Monday, December 5, 2011

Review: Lucky Cap

by Patrick Jennings
EgmontUSA (April 2011)
Ages 8-12

Patrick Jennings has got to be one of my favorite writers, not just because he writes in such an easy going carefree style, delivered with engaging humor and peppered with pathos, but because he takes risks. He does his own thing, regardless of conventional expectations. Case in point: Lucky Cap, his latest novel for middle grade readers.

In Lucky Cap, eleven-year old Enzo Harpold goes from average to amazingest in the blink of an eye when his father takes a management position with the ultimate sporting goods company, Kap, and off they go on a summer tour of Kap outlets, complete with personal lessons by sports legends and an all around can't-be-topped experience. The story opens just as Enzo's fantasy summer is coming to an end and he's faced with the horror of starting sixth grade. His biggest fear is that he'll go from top of world to bottom of the heap just as quickly as he ascended to glory.

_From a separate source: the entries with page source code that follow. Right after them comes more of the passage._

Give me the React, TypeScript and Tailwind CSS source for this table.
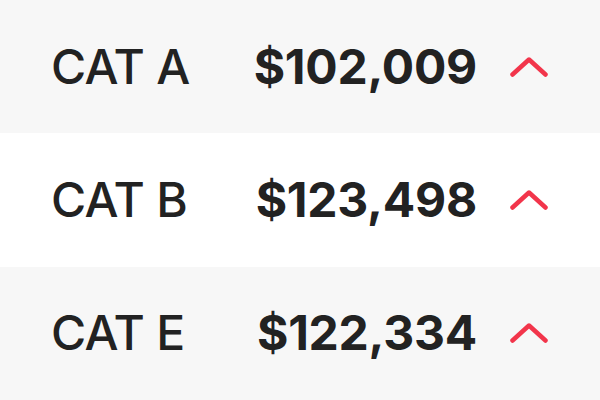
import React from 'react'

const rows = [
  { label: 'CAT A', value: '$102,009' },
  { label: 'CAT B', value: '$123,498' },
  { label: 'CAT E', value: '$122,334' }
]

const ChevronUp = () => (
  <svg width="38" height="20" viewBox="0 0 38 20" fill="none" className="shrink-0">
    <polyline
      points="2.5,17.5 19,2.5 35.5,17.5"
      stroke="#f2354b"
      strokeWidth="4.5"
      strokeLinecap="round"
      strokeLinejoin="round"
    />
  </svg>
)

export default function App() {
  return (
    <div className="w-[600px] h-[400px] flex flex-col bg-white font-['Inter',sans-serif] text-[#222222]">
      {rows.map((row, i) => (
        <div
          key={row.label}
          className={`flex-1 flex items-center pl-[51px] pr-[52px] ${i % 2 === 0 ? 'bg-[#f7f7f7]' : 'bg-white'}`}
        >
          <div className="flex-1 text-[48px] font-medium leading-none tracking-[-0.015em]">{row.label}</div>
          <div className="text-[48px] font-bold leading-none tracking-[-0.005em]">{row.value}</div>
          <div className="ml-[33px]">
            <ChevronUp />
          </div>
        </div>
      ))}
    </div>
  )
}
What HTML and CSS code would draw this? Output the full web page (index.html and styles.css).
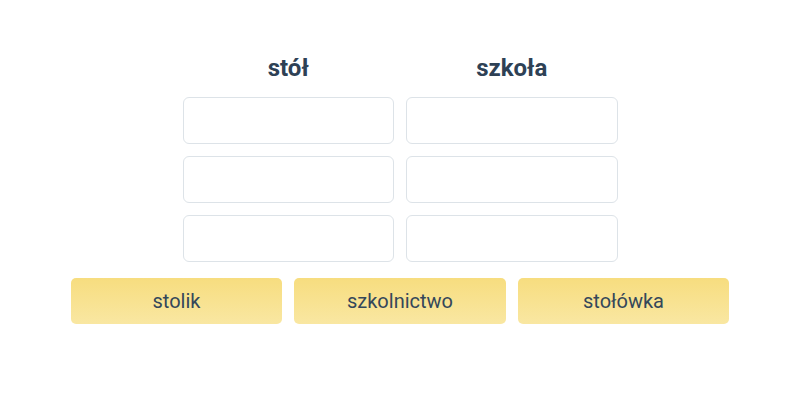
FILE: index.html
```html
<!DOCTYPE html>
<html lang="pl">
  <head>
    <meta charset="UTF-8" />
    <meta name="viewport" content="width=device-width, initial-scale=1.0" />
    <title>Grupy wyrazów</title>
    <link rel="stylesheet" href="styles.css">
  </head>
  <body>
    <div class="exercise">
      <div class="columns">
        <div class="column">
          <h2>stół</h2>
          <div class="slot"></div>
          <div class="slot"></div>
          <div class="slot"></div>
        </div>
        <div class="column">
          <h2>szkoła</h2>
          <div class="slot"></div>
          <div class="slot"></div>
          <div class="slot"></div>
        </div>
      </div>
      <div class="words">
        <button class="word">stolik</button>
        <button class="word">szkolnictwo</button>
        <button class="word">stołówka</button>
      </div>
    </div>
  </body>
</html>
```

FILE: styles.css
```css
body {
  font-family: Roboto, "Liberation Sans", sans-serif;
  background-color: #fff;
  color: #2c3e50;
  margin: 0;
  padding: 0;
}
.exercise {
  display: flex;
  flex-direction: column;
  align-items: center;
  padding-top: 53px;
}
.columns {
  display: flex;
  gap: 12px;
}
.column {
  display: flex;
  flex-direction: column;
  gap: 12px;
  width: 211.5px;
}
.column h2 {
  margin: 0 0 2px;
  font-size: 24px;
  line-height: 30px;
  font-weight: bold;
  text-align: center;
  color: #2e4155;
}
.slot {
  height: 45px;
  border: 1px solid #dde3e8;
  border-radius: 6px;
  background-color: #fff;
}
.words {
  display: flex;
  gap: 12px;
  margin-top: 16px;
}
.word {
  width: 211.5px;
  height: 46px;
  border: none;
  border-radius: 5px;
  background: linear-gradient(to bottom, #f7dd7f, #f9e7a2);
  color: #34475a;
  font-family: Roboto, "Liberation Sans", sans-serif;
  font-size: 20px;
  cursor: pointer;
}
```
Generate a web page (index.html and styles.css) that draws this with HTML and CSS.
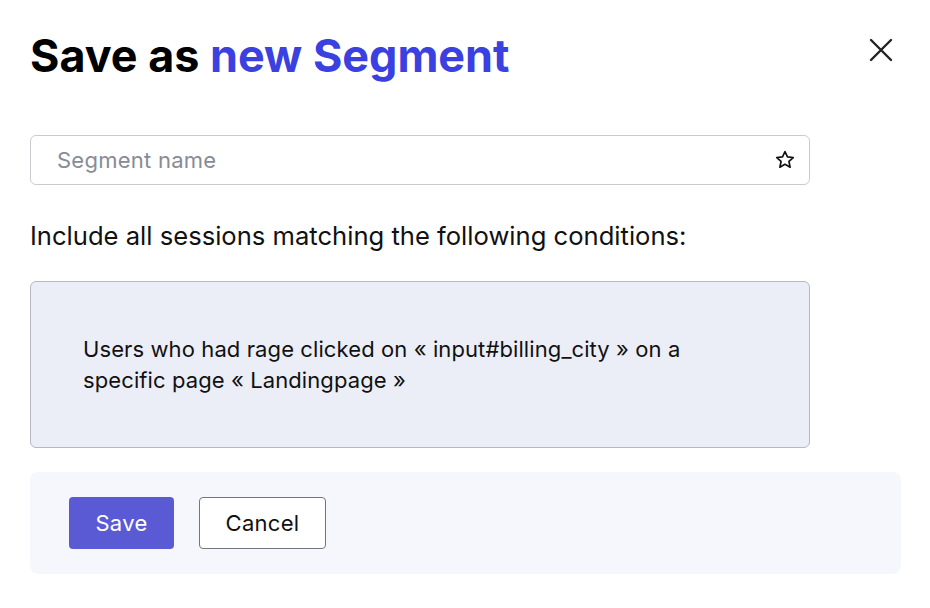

Except for one thing: Enzo has a special prototype cap given to him by his dad's boss at Kap. Enzo is convinced that this cap has imbued him with some sort of magical middle school mojo. Given the phenomenal good luck he has on his first day of sixth grade (being nominated class president, attracting girls left and right, getting in with the cool kids), Enzo's confidence runs amok. Read: this kid has an out-of-control, over-the-top ego. And this is where Jennings takes his biggest risk. Creating a character/narrator that's, well, rather hard to love.

If Enzo's ego and good fortune hadn't been so over-the-top, it would be difficult to justify an entire novel in his defense. But since it is over the top, and there's no defending the way Enzo treats his best friend from elementary school (not to mention girls and kids who get in his way), by the time he loses his cap and spirals out of control, it all starts to come together.

In a way, Enzo's story reads like a deal with the devil, in which the devil's abode looks and functions a lot like middle school and survival of the best-dressed/most-glib/social climbers—in fact, a microcosm of the larger world we all live in. His dad's boss at Kap behaves a lot like a silver-tongued emissary from corporate Hades, plying young Enzo with a philosophy of accumulation and egocentrism. This kid goes completely off the rails, thanks to the fine makers of athletic wear and cold-hearted competition. Some readers might miss this, thinking Enzo is just a jerk, but I've read enough of Jenning's work to know he's not one to promote the slope-headed mentality of commercialism and convention.

The proof is in the ending, which I won't give away. You'll just have to read it to find out. Lucky Cap is not for readers expecting to cheer for a beleaguered underdog, but it shines as a tale of middle school madness.